Make your trip complete by booking a desert safari experience in Abu Dhabi with Sahara Thrills, Book your Abu Dhabi desert safari here and we will handle everything, from hotel pickup to the stars above your desert camp.
Frequently Asked Questions
What are the best places to go in Abu Dhabi?
The top places include Sheikh Zayed Grand Mosque, Louvre Abu Dhabi, Qasr Al Watan, Saadiyat Island, the Yas Island theme parks, and the Abu Dhabi desert for safari experiences. Each covers a completely different side of the emirate, so a 2–3 day visit gives you a genuine cross-section.
What are the must-see attractions in Abu Dhabi?
The Sheikh Zayed Grand Mosque is non-negotiable. Beyond that, the Louvre Abu Dhabi for culture, Yas Island for entertainment, and a desert safari for the experience that no other destination replicates. These three together define what Abu Dhabi actually is.
Are there free places to visit in Abu Dhabi?
Yes — and excellent ones. Sheikh Zayed Grand Mosque, Corniche Beach (public section), Heritage Village, Al Wathba Fossil Dunes, and the Jubail Mangrove Walk are all free. The Qasr Al Watan evening light show can also be viewed from outside the palace gates at no cost.
Is Abu Dhabi good for tourists?
Consistently one of the top-rated destinations in the Middle East for visitor satisfaction. It is safe, clean, logistically well-organized, and offers a range of experiences spanning culture, luxury, nature, family entertainment, and adventure that few cities its size can genuinely match.
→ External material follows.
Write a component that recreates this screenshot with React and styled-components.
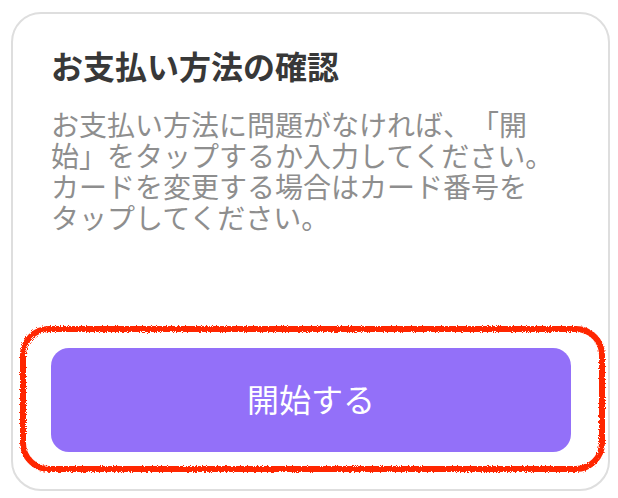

What is the most beautiful place in Abu Dhabi?
Different visitors answer this differently. Architecture lovers point to the Sheikh Zayed Grand Mosque. Nature lovers choose the Mangrove National Park or Saadiyat Island beaches. Desert travellers describe the Liwa dune fields as the most viscerally beautiful landscape they have encountered anywhere. All three answers are correct.
How many days are enough to explore Abu Dhabi?
Two to three days covers the major attractions comfortably. A minimum of one full day for the cultural landmarks, one day for islands and entertainment, and one afternoon-into-evening for the desert safari gives you a properly rounded picture of what Abu Dhabi is.